EXERCISE DETAILS
Keep only the lines of the data below that contain "React", and copy them.

RECORDED DATA
BEGIN

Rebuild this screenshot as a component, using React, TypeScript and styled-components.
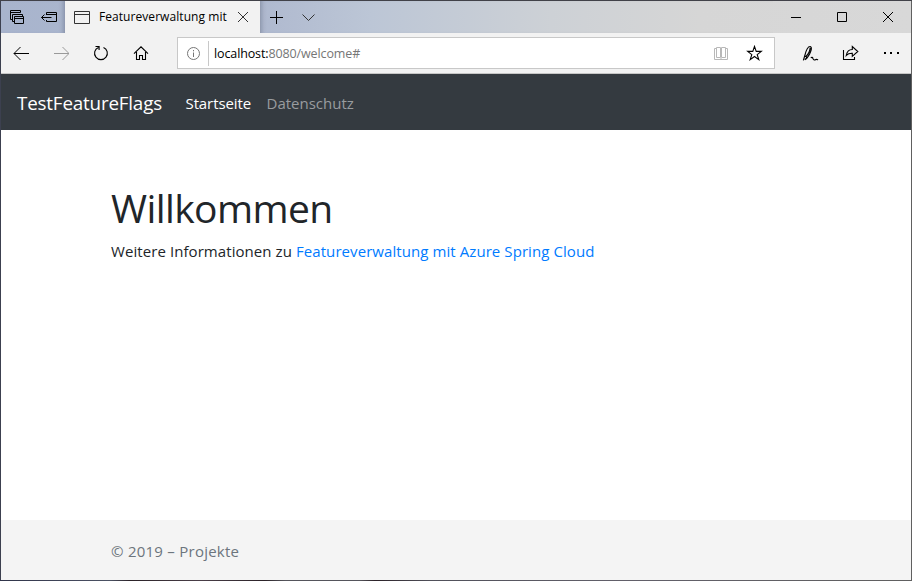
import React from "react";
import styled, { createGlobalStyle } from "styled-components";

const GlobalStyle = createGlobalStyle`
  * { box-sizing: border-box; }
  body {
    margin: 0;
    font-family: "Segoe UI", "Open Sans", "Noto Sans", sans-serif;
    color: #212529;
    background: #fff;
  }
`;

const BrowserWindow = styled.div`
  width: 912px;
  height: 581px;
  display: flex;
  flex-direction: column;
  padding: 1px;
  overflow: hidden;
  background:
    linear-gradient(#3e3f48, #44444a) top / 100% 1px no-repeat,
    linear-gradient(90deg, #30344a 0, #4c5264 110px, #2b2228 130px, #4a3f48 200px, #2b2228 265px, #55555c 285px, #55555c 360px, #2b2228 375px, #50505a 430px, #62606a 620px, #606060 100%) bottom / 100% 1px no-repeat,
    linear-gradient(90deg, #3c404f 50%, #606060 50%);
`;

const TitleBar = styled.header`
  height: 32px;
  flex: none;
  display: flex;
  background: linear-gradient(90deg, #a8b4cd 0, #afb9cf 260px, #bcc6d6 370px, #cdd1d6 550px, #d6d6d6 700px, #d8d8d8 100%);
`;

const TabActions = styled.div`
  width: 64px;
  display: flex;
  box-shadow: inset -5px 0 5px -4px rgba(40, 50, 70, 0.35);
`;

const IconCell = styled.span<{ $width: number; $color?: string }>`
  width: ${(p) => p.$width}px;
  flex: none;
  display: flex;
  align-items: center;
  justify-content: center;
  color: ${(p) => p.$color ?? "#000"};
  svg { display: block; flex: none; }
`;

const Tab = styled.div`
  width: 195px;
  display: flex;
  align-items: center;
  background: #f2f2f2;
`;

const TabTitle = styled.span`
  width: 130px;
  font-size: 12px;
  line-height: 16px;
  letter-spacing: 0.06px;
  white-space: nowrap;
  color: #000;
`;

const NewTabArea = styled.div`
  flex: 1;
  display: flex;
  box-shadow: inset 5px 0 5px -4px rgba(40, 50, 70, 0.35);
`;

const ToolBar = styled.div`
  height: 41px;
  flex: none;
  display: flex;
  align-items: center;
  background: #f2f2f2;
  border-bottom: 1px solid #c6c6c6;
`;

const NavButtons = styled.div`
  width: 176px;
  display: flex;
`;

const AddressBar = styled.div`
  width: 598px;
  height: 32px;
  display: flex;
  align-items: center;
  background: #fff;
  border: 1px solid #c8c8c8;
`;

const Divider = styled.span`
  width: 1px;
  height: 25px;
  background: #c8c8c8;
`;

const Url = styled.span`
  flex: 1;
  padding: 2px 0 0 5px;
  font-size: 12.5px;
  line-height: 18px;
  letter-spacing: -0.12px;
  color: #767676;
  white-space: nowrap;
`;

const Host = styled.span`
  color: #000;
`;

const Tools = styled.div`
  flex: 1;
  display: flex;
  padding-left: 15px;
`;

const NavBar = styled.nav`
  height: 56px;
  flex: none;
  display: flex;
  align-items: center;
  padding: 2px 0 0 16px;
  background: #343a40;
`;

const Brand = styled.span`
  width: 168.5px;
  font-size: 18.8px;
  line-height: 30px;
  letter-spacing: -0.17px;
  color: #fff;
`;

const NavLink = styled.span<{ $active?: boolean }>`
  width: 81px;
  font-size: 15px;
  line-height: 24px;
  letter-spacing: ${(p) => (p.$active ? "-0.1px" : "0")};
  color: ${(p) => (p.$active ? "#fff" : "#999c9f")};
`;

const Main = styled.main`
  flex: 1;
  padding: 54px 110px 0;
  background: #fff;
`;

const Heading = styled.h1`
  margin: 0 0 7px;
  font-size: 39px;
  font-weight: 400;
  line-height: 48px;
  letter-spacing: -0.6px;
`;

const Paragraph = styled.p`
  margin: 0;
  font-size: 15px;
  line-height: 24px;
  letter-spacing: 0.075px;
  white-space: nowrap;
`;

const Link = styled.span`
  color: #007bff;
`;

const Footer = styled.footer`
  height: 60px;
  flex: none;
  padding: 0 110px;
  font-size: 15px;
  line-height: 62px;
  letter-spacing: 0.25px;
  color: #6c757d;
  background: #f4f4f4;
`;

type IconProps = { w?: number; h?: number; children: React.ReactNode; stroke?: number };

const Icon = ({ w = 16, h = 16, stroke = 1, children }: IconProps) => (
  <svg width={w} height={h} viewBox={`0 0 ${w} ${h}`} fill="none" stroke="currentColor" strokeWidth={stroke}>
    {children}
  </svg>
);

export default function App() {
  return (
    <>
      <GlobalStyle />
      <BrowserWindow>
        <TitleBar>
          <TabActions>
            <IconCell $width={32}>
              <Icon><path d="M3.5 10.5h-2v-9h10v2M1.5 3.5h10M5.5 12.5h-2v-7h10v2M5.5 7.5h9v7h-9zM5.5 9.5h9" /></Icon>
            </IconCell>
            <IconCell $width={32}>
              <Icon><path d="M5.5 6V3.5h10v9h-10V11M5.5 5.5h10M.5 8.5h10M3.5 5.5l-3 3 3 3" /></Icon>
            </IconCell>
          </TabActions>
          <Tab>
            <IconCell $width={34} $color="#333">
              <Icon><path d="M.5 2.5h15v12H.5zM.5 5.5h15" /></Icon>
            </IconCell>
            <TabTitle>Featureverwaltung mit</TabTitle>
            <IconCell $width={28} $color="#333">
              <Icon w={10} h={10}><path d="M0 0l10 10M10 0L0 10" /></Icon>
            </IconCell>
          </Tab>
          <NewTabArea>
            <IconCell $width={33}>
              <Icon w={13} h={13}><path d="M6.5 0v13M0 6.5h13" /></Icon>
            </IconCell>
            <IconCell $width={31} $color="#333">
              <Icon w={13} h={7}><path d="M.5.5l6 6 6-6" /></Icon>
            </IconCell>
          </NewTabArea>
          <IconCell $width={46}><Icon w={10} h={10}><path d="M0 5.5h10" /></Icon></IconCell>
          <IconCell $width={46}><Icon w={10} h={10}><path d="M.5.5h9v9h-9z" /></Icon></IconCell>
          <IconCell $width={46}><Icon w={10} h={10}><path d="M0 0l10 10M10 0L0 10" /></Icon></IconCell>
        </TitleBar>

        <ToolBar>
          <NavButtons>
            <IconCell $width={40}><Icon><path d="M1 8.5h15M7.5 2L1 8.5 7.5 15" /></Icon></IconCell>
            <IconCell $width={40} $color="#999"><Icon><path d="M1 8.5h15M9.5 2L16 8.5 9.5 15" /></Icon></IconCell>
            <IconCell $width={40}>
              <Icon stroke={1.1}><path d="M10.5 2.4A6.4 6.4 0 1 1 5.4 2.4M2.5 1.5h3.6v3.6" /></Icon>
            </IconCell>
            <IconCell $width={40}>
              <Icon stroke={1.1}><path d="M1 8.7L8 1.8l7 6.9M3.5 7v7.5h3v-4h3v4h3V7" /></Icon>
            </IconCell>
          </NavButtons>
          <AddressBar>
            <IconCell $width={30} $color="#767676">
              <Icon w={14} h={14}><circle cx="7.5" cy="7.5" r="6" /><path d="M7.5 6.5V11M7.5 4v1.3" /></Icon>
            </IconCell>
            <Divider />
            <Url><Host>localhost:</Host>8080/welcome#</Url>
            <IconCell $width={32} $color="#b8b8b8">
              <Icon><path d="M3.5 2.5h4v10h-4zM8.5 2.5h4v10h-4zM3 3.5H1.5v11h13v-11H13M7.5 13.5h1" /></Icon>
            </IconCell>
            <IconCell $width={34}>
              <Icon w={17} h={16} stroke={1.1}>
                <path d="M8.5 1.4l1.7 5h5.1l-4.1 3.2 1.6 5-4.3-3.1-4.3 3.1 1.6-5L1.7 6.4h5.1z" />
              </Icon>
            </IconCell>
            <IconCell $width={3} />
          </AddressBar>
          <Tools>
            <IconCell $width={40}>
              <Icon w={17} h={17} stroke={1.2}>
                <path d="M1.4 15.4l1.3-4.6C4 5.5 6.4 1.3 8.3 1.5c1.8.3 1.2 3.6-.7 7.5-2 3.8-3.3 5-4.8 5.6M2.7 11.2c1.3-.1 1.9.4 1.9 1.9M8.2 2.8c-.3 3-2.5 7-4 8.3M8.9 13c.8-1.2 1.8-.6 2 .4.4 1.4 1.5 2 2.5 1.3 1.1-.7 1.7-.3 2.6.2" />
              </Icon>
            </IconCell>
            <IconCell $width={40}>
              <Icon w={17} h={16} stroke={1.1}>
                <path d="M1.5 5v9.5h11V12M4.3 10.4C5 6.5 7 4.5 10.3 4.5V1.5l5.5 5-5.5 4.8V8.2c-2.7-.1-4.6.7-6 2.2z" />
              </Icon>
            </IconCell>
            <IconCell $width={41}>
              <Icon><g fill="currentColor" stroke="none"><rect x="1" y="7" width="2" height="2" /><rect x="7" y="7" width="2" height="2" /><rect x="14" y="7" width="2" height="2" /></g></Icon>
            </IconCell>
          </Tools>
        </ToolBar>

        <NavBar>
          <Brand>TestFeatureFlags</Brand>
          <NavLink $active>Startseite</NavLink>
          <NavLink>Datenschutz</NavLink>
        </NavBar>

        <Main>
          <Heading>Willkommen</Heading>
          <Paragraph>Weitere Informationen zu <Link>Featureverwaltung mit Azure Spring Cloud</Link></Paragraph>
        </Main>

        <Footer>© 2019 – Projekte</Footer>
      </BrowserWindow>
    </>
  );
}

END

TASK RESULT
Rebuild this screenshot as a component, using React, TypeScript and styled-components.
import React from "react";
type IconProps = { w?: number; h?: number; children: React.ReactNode; stroke?: number };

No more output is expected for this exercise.